After my mother's funeral, I frequently felt as though I had run a gauntlet of questions: "How old was your mother?" When I answered eighty three the frequent response was, "Oh then she lived a good long life." "Oh" felt like a slap to my face. What would be wrong with her living eighty four or eighty-eight years? "Was she a Christian?" Yes. "Well then, she's in a btter place." "Had she been sick?" Yes. "Then her suffering is over." Yes, but what about mysuffering? Grief, particularly for an aged mother, is disenfranchised. Jeanine Cannon Bozeman writes: "I perceived that many people felt tht because mother was "old" and I was an adult child, the loss should be less significant."

It does not matter who you are or how high or low your status in society: how old or young you are
how experienced you are in the black and blue realities of life
how clever you are with words
losing a mother wounds.

For the rest of life, some will have a great difficulty finding words to wrap around a mother's death. A song, a scent, a taste, a fabric or a memory will leave us wordless.

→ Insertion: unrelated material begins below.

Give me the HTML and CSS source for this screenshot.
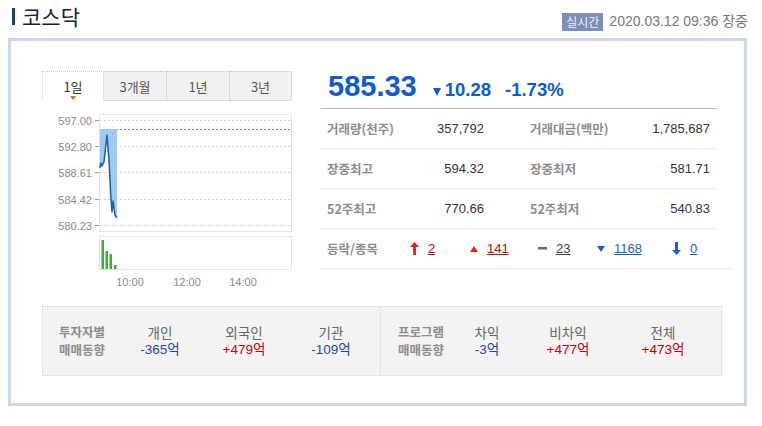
FILE: index.html
```html
<!DOCTYPE html>
<html lang="ko">
<head>
<meta charset="utf-8">
<title>코스닥</title>
<link rel="stylesheet" href="styles.css">
</head>
<body>
<header class="head">
  <h1 class="title"><span class="title-bar"></span>코스닥</h1>
  <div class="stamp"><span class="badge">실시간</span><span class="date">2020.03.12 09:36 장중</span></div>
</header>

<section class="box">
  <div class="main">
    <div class="chart-col">
      <div class="tabs">
        <div class="tab active"><span class="tab-text">1일</span><span class="tab-mark"></span></div>
        <div class="tab"><span class="tab-text">3개월</span></div>
        <div class="tab"><span class="tab-text">1년</span></div>
        <div class="tab"><span class="tab-text">3년</span></div>
      </div>
      <svg class="chart" width="250" height="192" viewBox="42 100 250 192">
        <g class="grid">
          <line x1="100" y1="120.5" x2="291" y2="120.5"/>
          <line x1="100" y1="146.5" x2="291" y2="146.5"/>
          <line x1="100" y1="172.5" x2="291" y2="172.5"/>
          <line x1="100" y1="199.5" x2="291" y2="199.5"/>
          <line x1="100" y1="225.5" x2="291" y2="225.5"/>
        </g>
        <line class="ref" x1="100" y1="129.5" x2="291" y2="129.5"/>
        <rect class="frame" x="99.5" y="114.5" width="192" height="117"/>
        <g class="ticks">
          <line x1="95" y1="120.5" x2="99" y2="120.5"/>
          <line x1="95" y1="146.5" x2="99" y2="146.5"/>
          <line x1="95" y1="172.5" x2="99" y2="172.5"/>
          <line x1="95" y1="199.5" x2="99" y2="199.5"/>
          <line x1="95" y1="225.5" x2="99" y2="225.5"/>
        </g>
        <g class="ylab">
          <text x="92" y="124.5">597.00</text>
          <text x="92" y="150.5">592.80</text>
          <text x="92" y="176.5">588.61</text>
          <text x="92" y="203.5">584.42</text>
          <text x="92" y="229.5">580.23</text>
        </g>
        <polygon class="area" points="100,129 117,129 117,218 115,215 113,201 112,212 111,200 109,160 107,135 104,162 102,166 101,163 100,168"/>
        <polyline class="price" points="100,168 101,163 102,166 104,162 107,135 109,160 111,200 112,212 113,201 115,215 117,218"/>
        <rect class="frame" x="99.5" y="236.5" width="192" height="33"/>
        <g class="vol">
          <rect x="101.5" y="240" width="2.5" height="29"/>
          <rect x="105.5" y="251" width="2.5" height="18"/>
          <rect x="109.5" y="254" width="2.5" height="15"/>
          <rect x="114" y="265" width="2.5" height="4"/>
        </g>
        <g class="xlab">
          <text x="130" y="286">10:00</text>
          <text x="187" y="286">12:00</text>
          <text x="243" y="286">14:00</text>
        </g>
      </svg>
    </div>

    <div class="info-col">
      <div class="price-row">
        <span class="price-now">585.33</span>
        <span class="price-chg"><svg class="tri" width="8" height="8" viewBox="0 0 8 8"><path d="M0 0H8L4 8Z"/></svg>10.28</span>
        <span class="price-pct">-1.73%</span>
      </div>
      <div class="stat-row">
        <span class="lbl">거래량(천주)</span><span class="val">357,792</span>
        <span class="lbl lbl2">거래대금(백만)</span><span class="val">1,785,687</span>
      </div>
      <div class="stat-row">
        <span class="lbl">장중최고</span><span class="val">594.32</span>
        <span class="lbl lbl2">장중최저</span><span class="val">581.71</span>
      </div>
      <div class="stat-row">
        <span class="lbl">52주최고</span><span class="val">770.66</span>
        <span class="lbl lbl2">52주최저</span><span class="val">540.83</span>
      </div>
      <div class="updown-row">
        <span class="lbl">등락/종목</span>
        <span class="ud"><svg class="ico" width="9" height="13" viewBox="0 0 9 13"><path class="up" d="M4.5 0L9 5H6V13H3V5H0Z"/></svg><a class="num red">2</a></span>
        <span class="ud"><svg class="ico" width="8" height="6" viewBox="0 0 8 6"><path class="up" d="M4 0L8 6H0Z"/></svg><a class="num red">141</a></span>
        <span class="ud"><svg class="ico" width="9" height="3" viewBox="0 0 9 3"><rect class="flat" x="0" y="0" width="9" height="2.5"/></svg><a class="num gray">23</a></span>
        <span class="ud"><svg class="ico" width="8" height="6" viewBox="0 0 8 6"><path class="dn" d="M0 0H8L4 6Z"/></svg><a class="num blue">1168</a></span>
        <span class="ud"><svg class="ico" width="9" height="13" viewBox="0 0 9 13"><path class="dn" d="M3 0H6V8H9L4.5 13L0 8H3Z"/></svg><a class="num blue">0</a></span>
      </div>
    </div>
  </div>

  <div class="flow">
    <div class="flow-half">
      <div class="flow-lbl">투자자별<br>매매동향</div>
      <div class="flow-item"><span class="fi-name">개인</span><span class="fi-val blue">-365억</span></div>
      <div class="flow-item"><span class="fi-name">외국인</span><span class="fi-val red">+479억</span></div>
      <div class="flow-item"><span class="fi-name">기관</span><span class="fi-val blue">-109억</span></div>
    </div>
    <div class="flow-half flow-prog">
      <div class="flow-lbl">프로그램<br>매매동향</div>
      <div class="flow-item"><span class="fi-name">차익</span><span class="fi-val blue">-3억</span></div>
      <div class="flow-item"><span class="fi-name">비차익</span><span class="fi-val red">+477억</span></div>
      <div class="flow-item"><span class="fi-name">전체</span><span class="fi-val red">+473억</span></div>
    </div>
  </div>
</section>
</body>
</html>
```

FILE: styles.css
```css
* { box-sizing: border-box; }

html, body {
  margin: 0;
  padding: 0;
  background: #ffffff;
}

body {
  width: 762px;
  font-family: "Liberation Sans", "Noto Sans CJK KR", sans-serif;
  color: #333;
}

/* ---------- header ---------- */
.head {
  display: flex;
  justify-content: space-between;
  align-items: flex-start;
  height: 38px;
  padding: 0 14px 0 12px;
}

.title {
  display: flex;
  align-items: center;
  gap: 7px;
  margin: 4px 0 0;
  height: 24px;
  font-family: "Noto Sans CJK KR", sans-serif;
  font-size: 21px;
  font-weight: 400;
  line-height: 24px;
  color: #1c1c2c;
}

.title-bar {
  display: block;
  width: 3px;
  height: 17px;
  background: #1b3a8e;
}

.stamp {
  display: flex;
  align-items: center;
  margin-top: 12px;
  height: 19px;
}

.badge {
  display: block;
  height: 18px;
  padding: 0 4px;
  background: #7d8eb9;
  color: #eef1f8;
  font-family: "Noto Sans CJK KR", sans-serif;
  font-size: 12px;
  line-height: 18px;
}

.date {
  margin-left: 6px;
  font-size: 14px;
  line-height: 19px;
  color: #777;
}

/* ---------- main box ---------- */
.box {
  width: 739px;
  height: 368px;
  margin-left: 8px;
  border: 3px solid #cbd8ec;
  padding: 30px 0 0 31px;
}

.main {
  display: flex;
  gap: 29px;
  height: 221px;
}

.chart-col {
  width: 250px;
}

/* tabs */
.tabs {
  display: grid;
  grid-template-columns: 62px 63px 63px 62px;
  height: 29px;
}

.tab {
  display: flex;
  flex-direction: column;
  align-items: center;
  padding-top: 7px;
  border-top: 1px dotted #c4c4c4;
  border-right: 1px dotted #c4c4c4;
  border-bottom: 1px dotted #c4c4c4;
  background: #f1f1f1;
}

.tab:first-child {
  border-left: 1px dotted #c4c4c4;
}

.tab.active {
  background: #ffffff;
  border-bottom-color: transparent;
}

.tab-text {
  font-family: "Noto Sans CJK KR", sans-serif;
  font-size: 13px;
  line-height: 16px;
  color: #555;
}

.tab.active .tab-text {
  color: #333;
}

.tab-mark {
  width: 0;
  height: 0;
  margin-top: 1px;
  border-left: 3.5px solid transparent;
  border-right: 3.5px solid transparent;
  border-top: 4px solid #ee6b22;
}

/* chart svg */
.chart {
  display: block;
}

.chart .grid line {
  stroke: #d6d6d6;
  stroke-width: 1;
  stroke-dasharray: 2 2;
}

.chart .ref {
  stroke: #8a8a8a;
  stroke-width: 1;
  stroke-dasharray: 2 2;
}

.chart .frame {
  fill: none;
  stroke: #c6c6c6;
  stroke-width: 1;
  stroke-dasharray: 1 1;
}

.chart .ticks line {
  stroke: #999;
  stroke-width: 1;
}

.chart .ylab text {
  font-family: "Liberation Sans", sans-serif;
  font-size: 11px;
  fill: #8a8a8a;
  text-anchor: end;
}

.chart .xlab text {
  font-family: "Liberation Sans", sans-serif;
  font-size: 11px;
  fill: #8a8a8a;
  text-anchor: middle;
}

.chart .area {
  fill: #9fc9ee;
}

.chart .price {
  fill: none;
  stroke: #1d5fa9;
  stroke-width: 1.5;
  stroke-linejoin: round;
}

.chart .vol rect {
  fill: #39b039;
}

/* info column */
.info-col {
  width: 396px;
}

.price-row {
  display: flex;
  align-items: baseline;
  height: 38px;
  padding-left: 7px;
  border-bottom: 1px solid #b8b8b8;
  color: #0e5bcf;
  font-weight: 700;
}

.price-now {
  font-size: 29px;
  line-height: 30px;
}

.price-chg {
  margin-left: 16px;
  font-size: 18.5px;
  line-height: 30px;
}

.tri {
  margin-right: 4px;
  fill: #0e5bcf;
}

.price-pct {
  margin-left: 14px;
  font-size: 18.5px;
  line-height: 30px;
}

.stat-row {
  display: grid;
  grid-template-columns: 89px 74px 156px 70px;
  align-items: center;
  height: 40px;
  border-bottom: 1px dotted #d2d2d2;
}

.lbl {
  padding-left: 6px;
  font-family: "Noto Sans CJK KR", sans-serif;
  font-size: 12.5px;
  font-weight: 700;
  line-height: 16px;
  color: #8c8c8c;
}

.lbl2 {
  padding-left: 46px;
}

.val {
  text-align: right;
  font-size: 13px;
  line-height: 16px;
  color: #333;
}

.updown-row {
  display: grid;
  grid-template-columns: 89px 60px 68px 59px 75px auto;
  align-items: center;
  height: 40px;
  margin-right: -14px;
  border-bottom: 1px dotted #d2d2d2;
}

.ud {
  display: flex;
  align-items: center;
  gap: 9px;
}

.ico {
  display: block;
}

.ico .up { fill: #e2231a; }
.ico .dn { fill: #1a5fc8; }
.ico .flat { fill: #666; }

.num {
  font-size: 13px;
  line-height: 16px;
  text-decoration: underline;
}

.red { color: #c8000a; }
.blue { color: #1c46a8; }
.num.blue { color: #1a5fc8; }
.gray { color: #444; }

/* ---------- investor flow panel ---------- */
.flow {
  display: flex;
  width: 680px;
  height: 70px;
  margin-top: 14px;
  border: 1px dotted #d6d6d6;
  background: #f3f3f3;
}

.flow-half {
  display: grid;
  grid-template-columns: 60px 82px 86px 88px;
  width: 338px;
  padding: 16px 0 0 16px;
  border-right: 1px dotted #d6d6d6;
}

.flow-prog {
  grid-template-columns: 52px 74px 88px 102px;
  width: auto;
  flex: 1;
  padding-left: 17px;
  border-right: none;
}

.flow-lbl {
  font-family: "Noto Sans CJK KR", sans-serif;
  font-size: 12.5px;
  font-weight: 700;
  line-height: 18px;
  color: #8c8c8c;
}

.flow-item {
  display: flex;
  flex-direction: column;
  align-items: center;
}

.fi-name {
  font-family: "Noto Sans CJK KR", sans-serif;
  font-size: 13.5px;
  line-height: 18px;
  color: #666;
}

.fi-val {
  font-size: 13.5px;
  line-height: 18px;
}
```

It does not matter how self-confident you are-losing a mother deprives you of a chief-cheerleader.

Mary Poppins which is much, much better than the movie!!

150 Bible Verses Every Catholic Should Know

I am hoping... that we have a safe trip this week. I am leaving for our family reunion (Calvin is staying behind though because he has to work and he also wanted to stay with the dog).  I could really use the break. This is my paternal grandfather's side of the family and they will also need some time to grieve for my mother.

I am hearing... The air conditioner which actually masks the usual buzzing in my ears.

Around the the kitchen and the dining room cleaned up!  Now I have a bunch of laundry to fold to get ready for our trip.

A few plans for the rest of the week:Do whatever my attorney tells me before I leave for the reunion.

A picture I am sharing:



Izzy was a volunteer at one of the library shows.  This is the Weird Science show!  I'm not sure what scientific principal he was illustrating, but it was a lot of fun to watch that toilet paper fly forcefully into the center of the crowd via the leaf blower!